* [Information provided]:
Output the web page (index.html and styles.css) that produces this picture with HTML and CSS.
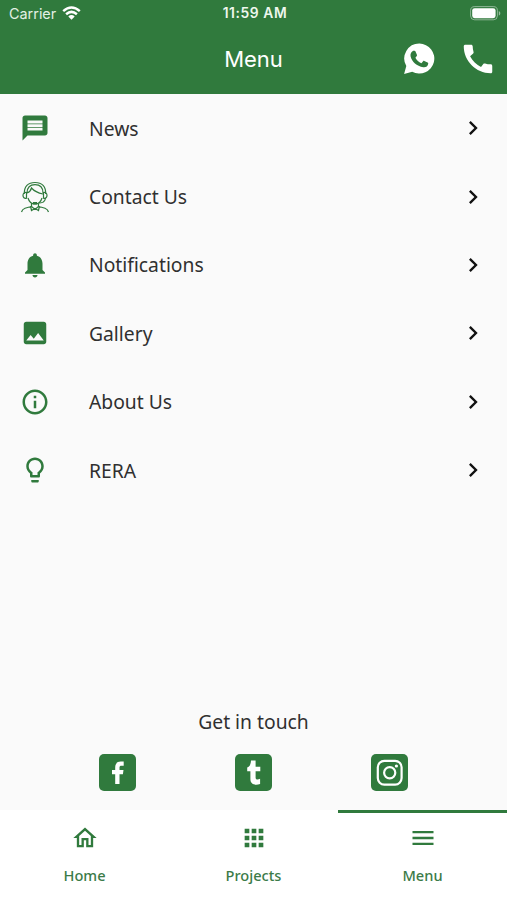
FILE: index.html
```html
<!DOCTYPE html>
<html lang="en">
<head>
<meta charset="utf-8">
<title>Menu</title>
<link rel="stylesheet" href="styles.css">
</head>
<body>
<header class="header">
  <div class="status">
    <div class="carrier"><span>Carrier</span>
      <svg width="19" height="14" viewBox="0 0 19 14" fill="none" stroke="currentColor" stroke-width="2.5"><path d="M1.2 5.1Q9.5-2 17.8 5.1M4.1 8.2Q9.5 3.6 14.9 8.2"/><path d="M6.3 10.4Q9.5 7.6 12.7 10.4L9.5 13.8Z" fill="currentColor" stroke="none"/></svg>
    </div>
    <time class="clock">11:59 AM</time>
    <svg class="battery" width="31" height="15" viewBox="0 0 31 15"><rect x=".6" y=".6" width="26.8" height="13.2" rx="4" fill="none" stroke="#fff" stroke-opacity=".45"/><rect x="2.2" y="2.2" width="23.4" height="10" rx="2.4" fill="#fff"/><path d="M28.8 5c2 .8 2 3.8 0 4.600z" fill="#fff" fill-opacity=".5"/></svg>
  </div>
  <div class="toolbar">
    <h1 class="title">Menu</h1>
    <div class="actions">
      <svg class="whatsapp" width="32" height="32" viewBox="0 0 32 32"><path fill="currentColor" d="M16.400.600A15 15 0 1 1 9.200 28.800L1.100 31 3.300 23.100A15 15 0 0 1 16.400.600Z"/><path fill="#307a3d" d="M10.200 7.700h1.300c.5 0 .8.3 1 .8l1.400 3.300c.2.5.1.8-.1 1.100l-1.400 1.800c1.300 2.600 3.300 4.400 6 5.500l1.700-2c.3-.4.7-.5 1.200-.3l3.300 1.600c.6.3.7.6.6 1.200-.3 2.600-2.400 3.800-4.900 3.500C13.600 23.300 9 18.600 7.600 13.500 7 11 8.300 8.600 10.200 7.700Z"/></svg>
      <svg class="phone" width="38" height="38" viewBox="0 0 24 24" fill="currentColor"><path d="M20.010 15.380c-1.230 0-2.420-.2-3.530-.56-.35-.12-.74-.03-1.010.24l-1.570 1.970c-2.830-1.350-5.480-3.900-6.890-6.830l1.950-1.660c.27-.28.35-.67.24-1.020-.37-1.110-.56-2.300-.56-3.530 0-.54-.45-.99-.99-.99H4.190C3.650 3 3 3.240 3 3.990 3 13.280 10.730 21 20.010 21c.71 0 .99-.63.99-1.180v-3.450c0-.54-.45-.99-.99-.99z"/></svg>
    </div>
  </div>
</header>
<main class="main">
  <nav class="list">
    <a class="row"><svg class="icon" viewBox="0 0 24 24"><path d="M20 2H4c-1.100 0-1.990.9-1.990 2L2 22l4-4h14c1.100 0 2-.9 2-2V4c0-1.100-.9-2-2-2zm-2 12H6v-2.300h12V14zm0-2.900H6V8.900h12v2.200zm0-2.800H6V6h12v2.300z"/></svg><span>News</span><svg class="chevron" viewBox="0 0 24 24"><path d="M10 6 8.590 7.410 13.170 12l-4.580 4.590L10 18l6-6z"/></svg></a>
    <a class="row"><svg class="icon agent" viewBox="0 0 30 32"><path d="M4.300 13C4 5.500 8 1.500 15 1.500S26 5.500 25.700 13M7 12C7 6.500 10 3.600 15 3.600S23 6.500 23 12M6.500 11.500C4 11 3 12.500 3 14.500s1.300 3.300 3.500 2.700zM23.500 11.500c2.500-.5 3.500 1 3.500 3s-1.300 3.300-3.500 2.700zM7 12c2.500-1 4-2.800 4.500-5 3 3.500 6.500 5 11.500 6M8 17c1 3.500 3.800 6 7 6s6-2.500 7-6M25.500 17.500c-.6 3-3.500 4.700-7.500 4.700M11.500 22v3.500l3.500 3 3.500-3V22M10.500 25l1 4.500 3.500-2 3.500 2 1-4.500M11 25.500l-6 1.700C3 28 2 29 1.500 31M19 25.500l6 1.700c2 .8 3 1.800 3.500 3.800"/><path class="solid" d="M13 21h4v2.500h-4z"/></svg><span>Contact Us</span><svg class="chevron" viewBox="0 0 24 24"><path d="M10 6 8.590 7.410 13.170 12l-4.580 4.590L10 18l6-6z"/></svg></a>
    <a class="row"><svg class="icon" viewBox="0 0 24 24"><path d="M12 22c1.100 0 2-.9 2-2h-4c0 1.100.89 2 2 2zm6-6v-5c0-3.070-1.640-5.640-4.500-6.320V4c0-.83-.67-1.500-1.500-1.500s-1.500.67-1.500 1.500v.68C7.630 5.360 6 7.920 6 11v5l-2 2v1h16v-1l-2-2z"/></svg><span>Notifications</span><svg class="chevron" viewBox="0 0 24 24"><path d="M10 6 8.590 7.410 13.170 12l-4.580 4.590L10 18l6-6z"/></svg></a>
    <a class="row"><svg class="icon" viewBox="0 0 24 24"><path d="M21 19V5c0-1.100-.9-2-2-2H5c-1.100 0-2 .9-2 2v14c0 1.100.9 2 2 2h14c1.100 0 2-.9 2-2zM8.500 13.500l2.500 3.010L14.500 12l4.500 6H5l3.500-4.500z"/></svg><span>Gallery</span><svg class="chevron" viewBox="0 0 24 24"><path d="M10 6 8.590 7.410 13.170 12l-4.580 4.590L10 18l6-6z"/></svg></a>
    <a class="row"><svg class="icon" viewBox="0 0 24 24"><path d="M11 7h2v2h-2zm0 4h2v6h-2zm1-9C6.480 2 2 6.480 2 12s4.480 10 10 10 10-4.480 10-10S17.520 2 12 2zm0 18c-4.410 0-8-3.590-8-8s3.590-8 8-8 8 3.590 8 8-3.590 8-8 8z"/></svg><span>About Us</span><svg class="chevron" viewBox="0 0 24 24"><path d="M10 6 8.590 7.410 13.170 12l-4.580 4.590L10 18l6-6z"/></svg></a>
    <a class="row"><svg class="icon" viewBox="0 0 24 24"><path d="M9 21c0 .55.45 1 1 1h4c.55 0 1-.45 1-1v-1H9v1zm3-19C8.140 2 5 5.140 5 9c0 2.380 1.190 4.470 3 5.740V17c0 .55.45 1 1 1h6c.55 0 1-.45 1-1v-2.260c1.810-1.270 3-3.360 3-5.740 0-3.860-3.140-7-7-7zm2.850 11.100l-.85.6V16h-4v-2.300l-.85-.6C7.800 12.160 7 10.630 7 9c0-2.760 2.240-5 5-5s5 2.240 5 5c0 1.630-.8 3.160-2.150 4.100z"/></svg><span>RERA</span><svg class="chevron" viewBox="0 0 24 24"><path d="M10 6 8.590 7.410 13.170 12l-4.580 4.590L10 18l6-6z"/></svg></a>
  </nav>
  <section class="touch">
    <h2 class="touch-title">Get in touch</h2>
    <div class="social">
      <a><svg viewBox="0 0 37 37"><rect width="37" height="37" rx="5"/><path class="light" d="M16.200 30V20.200H13v-4.200h3.200v-2.700c0-3.700 2.100-5.700 5.600-5.700h2.900v4.100h-2.300c-1.300 0-1.900.6-1.900 1.800V16h4l-.6 4.200h-3.400V30z"/></svg></a>
      <a><svg viewBox="0 0 37 37"><rect width="37" height="37" rx="5"/><path class="light" d="M16 6.500h4.600v6.200h4.700v4.500h-4.700v6.300c0 2.200 1.900 2.700 4.500 1.300V30c-5 1.700-9.700.3-9.700-4.800v-8h-3.200v-3.600c2.500-.9 3.500-3.200 3.800-7.100z"/></svg></a>
      <a><svg viewBox="0 0 37 37"><rect width="37" height="37" rx="5"/><rect class="line" x="6.800" y="6.800" width="23.800" height="23.800" rx="6.500"/><circle class="line" cx="18.700" cy="18.700" r="5.600"/><circle class="light" cx="25.400" cy="12" r="1.600"/></svg></a>
    </div>
  </section>
</main>
<nav class="tabs">
  <a class="tab"><svg viewBox="0 0 24 24"><path d="m12 3-10 9h3v8h6v-6h2v6h6v-8h3L12 3zm5 15h-2v-6H9v6H7v-7.810l5-4.500 5 4.500V18z"/></svg><span>Home</span></a>
  <a class="tab"><svg viewBox="0 0 24 24"><path d="M4 8h4V4H4v4zm6 12h4v-4h-4v4zm-6 0h4v-4H4v4zm0-6h4v-4H4v4zm6 0h4v-4h-4v4zm6-10v4h4V4h-4zm-6 4h4V4h-4v4zm6 6h4v-4h-4v4zm0 6h4v-4h-4v4z"/></svg><span>Projects</span></a>
  <a class="tab active"><svg viewBox="0 0 24 24"><path d="M3 18h18v-2H3v2zm0-5h18v-2H3v2zm0-7v2h18V6H3z"/></svg><span>Menu</span></a>
</nav>
</body>
</html>
```
FILE: styles.css
```css
* { box-sizing: border-box; }
body {
  margin: 0;
  height: 900px;
  display: flex;
  flex-direction: column;
  background: #fafafa;
  color: #303030;
  font-family: "Noto Sans", sans-serif;
  overflow: hidden;
}
svg { display: block; flex: none; }
h1, h2 { margin: 0; font-weight: 400; }
.header {
  height: 94px;
  flex: none;
  background: #307a3d;
  color: #fff;
  font-family: Inter, sans-serif;
}
.status {
  height: 26px;
  display: grid;
  grid-template-columns: 1fr auto 1fr;
  align-items: center;
  padding: 0 6px 0 9px;
}
.carrier { display: flex; align-items: center; gap: 6px; font-size: 14.4px; color: #e3f0e4; }
.carrier svg { color: #fff; }
.clock { font-size: 13.8px; font-weight: 600; letter-spacing: .6px; color: #eef7ee; }
.battery { justify-self: end; }
.toolbar {
  height: 66px;
  display: grid;
  grid-template-columns: 1fr auto 1fr;
  align-items: center;
  padding: 0 10px;
}
.title { grid-column: 2; font-size: 22px; line-height: 28px; }
.actions { display: flex; justify-content: flex-end; align-items: center; gap: 24px; }
.main { flex: 1; display: flex; flex-direction: column; }
.row {
  height: 68.4px;
  display: grid;
  grid-template-columns: 30px 1fr 28px;
  column-gap: 39px;
  align-items: center;
  padding: 0 20px;
  font-size: 19.3px;
}
.icon { width: 30px; height: 30px; fill: #307a3d; }
.agent { height: 32px; fill: none; stroke: #307a3d; stroke-width: 1.2; }
.agent .solid { fill: #307a3d; stroke: none; }
.chevron { width: 28px; height: 28px; fill: #111; }
.touch { margin-top: auto; padding-bottom: 19px; }
.touch-title { text-align: center; font-size: 19.3px; line-height: 26px; margin-bottom: 19px; }
.social { display: flex; justify-content: center; gap: 99px; }
.social svg { width: 37px; height: 37px; fill: #307a3d; }
.social .light { fill: #fff; }
.social .line { fill: none; stroke: #fff; stroke-width: 2.2; }
.tabs {
  height: 90px;
  flex: none;
  display: grid;
  grid-template-columns: repeat(3, 1fr);
  background: #fff;
}
.tab {
  display: flex;
  flex-direction: column;
  align-items: center;
  border-top: 3.5px solid transparent;
  padding-top: 11px;
  gap: 13px;
  color: #3b7b48;
  font-size: 14.6px;
  font-weight: 500;
  line-height: 20px;
}
.tab svg { width: 28px; height: 28px; fill: #307a3d; }
.active { border-top-color: #307a3d; }
```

* [Description of the task]: Look above for lines with the word "styles" and copy them all.

* [Reply to the exercise]:
Output the web page (index.html and styles.css) that produces this picture with HTML and CSS.
<link rel="stylesheet" href="styles.css">
FILE: styles.css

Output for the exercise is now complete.